This Court has emphasized that the granting or denial of a motion for a mistrial is within the sound discretion of the trial court, and such discretion, when exercised, will not be disturbed on appeal unless it is shown to have been abused. Moreover, as we have also emphasized, declaring a mistrial is an extreme remedy which should be granted only where there has been an error so prejudicial that justice could not be served by a continuation of the trial. See: Gammel & Spann v. State, 259 Ark. 96, 531 S.W.2d 474 (1976); Hill v. State, 255 Ark. 720, 502 S.W.2d 649 (1973); Jackson v. State, 245 Ark. 331, 432 S.W.2d 876 (1968).

In a case involving improper statements of a prosecuting attorney in his opening statement and by a witness for the state during direct examination, the trial court admonished the prosecuting attorney to get to the issue in the case on trial, stating in effect, that what had happened the preceding year was not a matter of concern with the "present facts." See Wilson & Dancy v. State, 261 Ark. 820, 552 S.W.2d 223. There, in holding that it was not error to deny a motion for mistrial, we applied the same rule that we have applied in considering oral arguments, i. e., a mistrial should not be granted unless the error is so prejudicial that justice cannot be served by a continuation of the trial. In the same sort of background, we have said that the award of a mistrial is a step so drastic that it is the exception rather than the rule in correcting an error, and to be warranted, it must be apparent that justice cannot be served by a continuation of the trial. Johnson v. State, 254 Ark. 293, 493 S.W.2d 115.
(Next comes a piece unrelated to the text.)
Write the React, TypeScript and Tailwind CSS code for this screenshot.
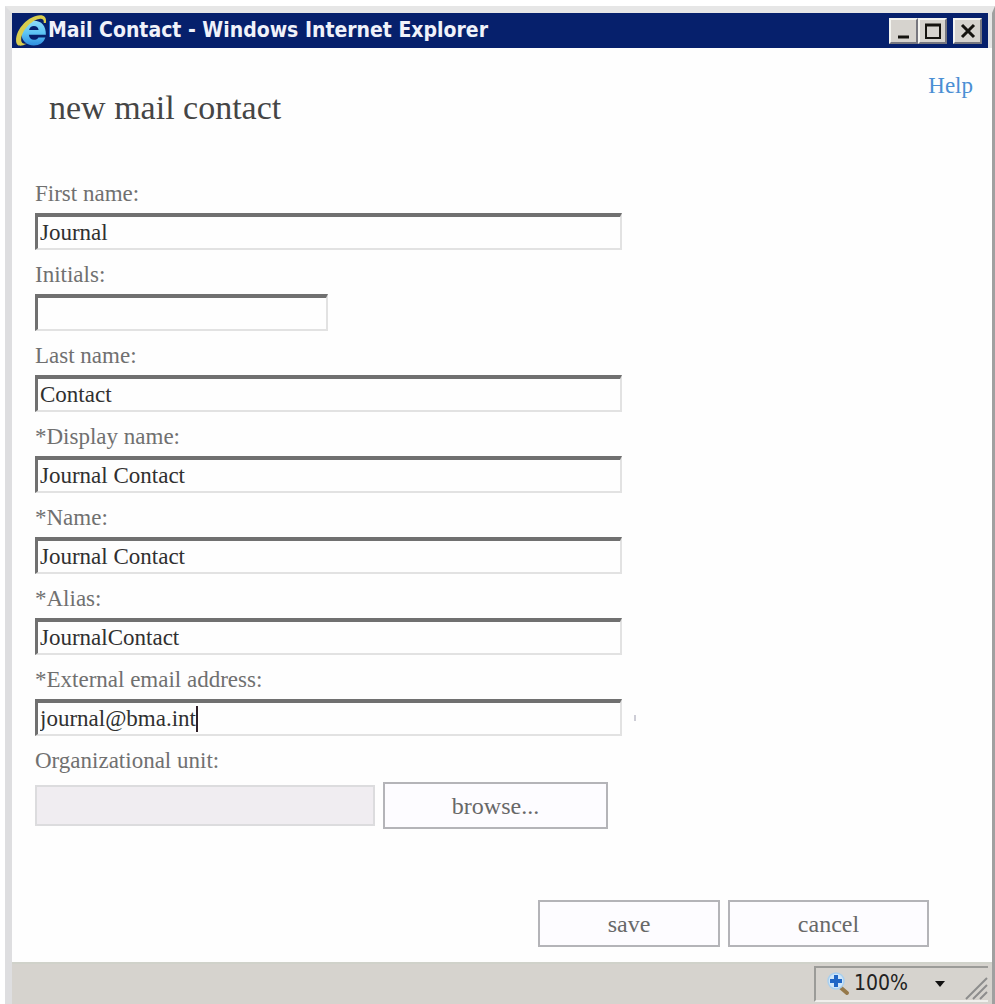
import { useState } from 'react';

interface Field {
  id: string;
  label: string;
  value: string;
  short?: boolean;
  focused?: boolean;
}

const FIELDS: Field[] = [
  { id: 'first-name', label: 'First name:', value: 'Journal' },
  { id: 'initials', label: 'Initials:', value: '', short: true },
  { id: 'last-name', label: 'Last name:', value: 'Contact' },
  { id: 'display-name', label: '*Display name:', value: 'Journal Contact' },
  { id: 'name', label: '*Name:', value: 'Journal Contact' },
  { id: 'alias', label: '*Alias:', value: 'JournalContact' },
  { id: 'email', label: '*External email address:', value: 'journal@bma.int', focused: true },
];

function ExplorerIcon() {
  return (
    <svg className="h-[33px] w-[33px] shrink-0" viewBox="1 0 31 31" fill="none">
      <defs>
        <linearGradient id="e-fill" x1="0" y1="0" x2="0" y2="1">
          <stop offset="0" stopColor="#8fdcf8" />
          <stop offset="0.5" stopColor="#5cc4f4" />
          <stop offset="1" stopColor="#2f8fe0" />
        </linearGradient>
      </defs>
      <path
        fill="url(#e-fill)"
        fillRule="evenodd"
        d="M30 19.500H14C14.400 22.500 16.200 24.200 18.700 24.200C20.800 24.200 22.300 23.300 23 22H29.500C28 27 24 29.500 18.700 29.500C11.700 29.500 7 24.700 7 18C7 11 11.800 6.300 18.700 6.300C26 6.300 30.300 11.200 30 19.500ZM14.200 15H23.200C22.800 12.500 21.200 11.200 18.800 11.200C16.400 11.200 14.800 12.500 14.200 15Z"
      />
      <path
        fill="#d9cd4e"
        d="M30 8.500C31 3.500 28.500 1 24.500 1.100C14 1.500 2 13.500 2 25C2 30.700 6.500 31 12 28C8.700 28.300 6.600 27.200 6.800 23.500C7.300 15.500 16.500 5.500 24 4.600C27 4.300 28.400 5.500 28 8.500Z"
      />
    </svg>
  );
}

function ZoomIcon() {
  return (
    <svg className="h-6 w-6 shrink-0" viewBox="0 0 24 24" fill="none">
      <path d="M14 15l7 6" stroke="#96794a" strokeWidth="4" strokeLinecap="round" />
      <circle cx="10" cy="9" r="8" fill="#cfe6f9" stroke="#a9cfee" strokeWidth="1.500" />
      <path d="M10 3v12M4 9h12" stroke="#1f66c6" strokeWidth="4" />
    </svg>
  );
}

function CaptionButton({ label, path }: { label: string; path: string }) {
  return (
    <button
      type="button"
      aria-label={label}
      className="flex h-[26px] w-[29px] items-center justify-center border-2 border-t-[#f4f4f0] border-l-[#f4f4f0] border-r-[#77777f] border-b-[#77777f] bg-[#d6d3ce]"
    >
      <svg className="h-5 w-5" viewBox="0 0 20 20" fill="none" stroke="#15130f">
        <path d={path} strokeWidth="3" />
        {label === 'Maximize' && <path d="M3 4v13h14V4" strokeWidth="2" />}
      </svg>
    </button>
  );
}

function TextField({ field }: { field: Field }) {
  const [value, setValue] = useState(field.value);

  return (
    <div className="flex flex-col items-start">
      <label htmlFor={field.id} className="pt-3 pb-1.5 text-[23px] leading-[26px] text-[#707070]">
        {field.label}
      </label>
      <div className="flex w-full items-center gap-3">
        <div
          className={`flex h-[37px] items-center border-t-4 border-l-[3px] border-r-2 border-b-2 border-t-[#707070] border-l-[#707070] border-r-[#e2e2e2] border-b-[#e2e2e2] pl-0.5 ${
            field.short ? 'w-[293px]' : 'w-[587px] max-w-full'
          }`}
        >
          <input
            id={field.id}
            type="text"
            value={value}
            onChange={(e) => setValue(e.target.value)}
            className={`field-sizing-content min-w-px text-[23px] leading-[28px] text-[#303030] outline-none ${
              field.focused ? '' : 'flex-1'
            }`}
          />
          {field.focused && <span className="h-[26px] w-0.5 bg-[#302028]" />}
        </div>
        {field.focused && <span className="h-1.5 w-0.5 bg-[#cdcdd6]" />}
      </div>
    </div>
  );
}

const ACTION_BUTTON =
  'h-[47px] border-2 border-[#b4b4b8] bg-[#fdfcff] text-2xl leading-7 text-[#686868]';

export default function App() {
  return (
    <div className="min-h-screen bg-white pt-[6px] pl-[5px] font-['Liberation_Serif',serif]">
      <div className="flex min-h-[998px] flex-col border-t-[7px] border-l-[7px] border-r-[3px] border-t-[#e6e6e6] border-l-[#dedee0] border-r-[#a0a0a0] bg-[#fefefe]">
        <div className="flex border-r-4 border-[#e6e6e6]">
          <header className="flex h-[35px] flex-1 items-center bg-[#06206c] pl-[3px]">
            <ExplorerIcon />
            <h1 className="flex-1 font-['DejaVu_Sans_Condensed','DejaVu_Sans',sans-serif] text-[21px] font-bold whitespace-nowrap text-[#f0f2fa]">
              Mail Contact - Windows Internet Explorer
            </h1>
            <div className="flex pr-1.5">
              <CaptionButton label="Minimize" path="M4 16h11" />
              <CaptionButton label="Maximize" path="M2 4h16" />
              <span className="w-1.5" />
              <CaptionButton label="Close" path="M4 4l12 12M16 4l-12 12" />
            </div>
          </header>
        </div>

        <main className="flex flex-1 flex-col px-[23px]">
          <div className="flex items-start justify-between pl-[14px]">
            <h2 className="pt-10 text-[34px] leading-10 text-[#454545]">new mail contact</h2>
            <a href="#help" className="-mr-1 pt-6 text-[23px] leading-[28px] text-[#4a8fd4]">
              Help
            </a>
          </div>

          <form className="flex flex-1 flex-col pt-[41px]" onSubmit={(e) => e.preventDefault()}>
            {FIELDS.map((field) => (
              <TextField key={field.id} field={field} />
            ))}
            <label htmlFor="org-unit" className="pt-3 pb-2 text-[23px] leading-[26px] text-[#707070]">
              Organizational unit:
            </label>
            <div className="flex items-center gap-2">
              <input
                id="org-unit"
                type="text"
                disabled
                className="h-[41px] w-[340px] border-2 border-[#dcdcde] bg-[#f0edf1]"
              />
              <button type="button" className={`${ACTION_BUTTON} w-[225px]`}>
                browse...
              </button>
            </div>
            <div className="mt-auto flex justify-end gap-2 pr-10 pb-[15px]">
              <button type="submit" className={`${ACTION_BUTTON} w-[182px]`}>
                save
              </button>
              <button type="button" className={`${ACTION_BUTTON} w-[201px]`}>
                cancel
              </button>
            </div>
          </form>
        </main>

        <footer className="flex h-[42px] justify-end border-t-2 border-[#d0d2ca] bg-[#d6d3ce] pt-0.5 pr-1">
          <div className="flex h-9 w-[174px] items-center border-t-2 border-b-2 border-l-2 border-t-[#9b9b98] border-l-[#9b9b98] border-b-[#f0efec] pl-2.5 font-['DejaVu_Sans_Condensed','DejaVu_Sans',sans-serif] text-[21px] text-[#222]">
            <ZoomIcon />
            <span className="pl-1">100%</span>
            <button type="button" aria-label="Change zoom level" className="ml-[22px] p-1">
              <svg className="h-2 w-3" viewBox="0 0 12 8">
                <path d="M1 1h10L6 7z" fill="#111" />
              </svg>
            </button>
            <svg className="ml-auto h-6 w-6 self-end" viewBox="0 0 24 24" stroke="#8d8d8d" strokeWidth="2">
              <path d="M2 23L23 2M9 23L23 9M16 23l7-7" />
            </svg>
          </div>
        </footer>
      </div>
    </div>
  );
}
We have uniformly held that, in cases of denial of a motion for mistrial based upon prosecutorial improprieties, we will not reverse the judgment of the trial court in the absence of an abuse of the wide latitude of discretion vested in the trial judge in acting upon the motion or manifest prejudice to the complaining party. Brown & Bettis v. State, 259 Ark. 464, 534 S.W.2d 207. The manifest prejudice is that spoken of in such cases as Holmes an error so prejudicial that justice cannot be served by a continuation of the trial. See Hill v. State, 255 Ark. 720, 502 S.W.2d 649. We have always recognized and given regard to the trial judge's considerable degree of discretion in controlling and supervising arguments of attorneys at jury trials. See, e. g., McGill v. State, 253 Ark. 1045, 490 S.W.2d 449; Stanley v. State, 248 Ark. 787, 454 S.W.2d 72; Parrott v. State, 246 Ark. 672, 439 S.W.2d 924; Hicks v. State, 193 Ark. 46, 97 S.W.2d 900.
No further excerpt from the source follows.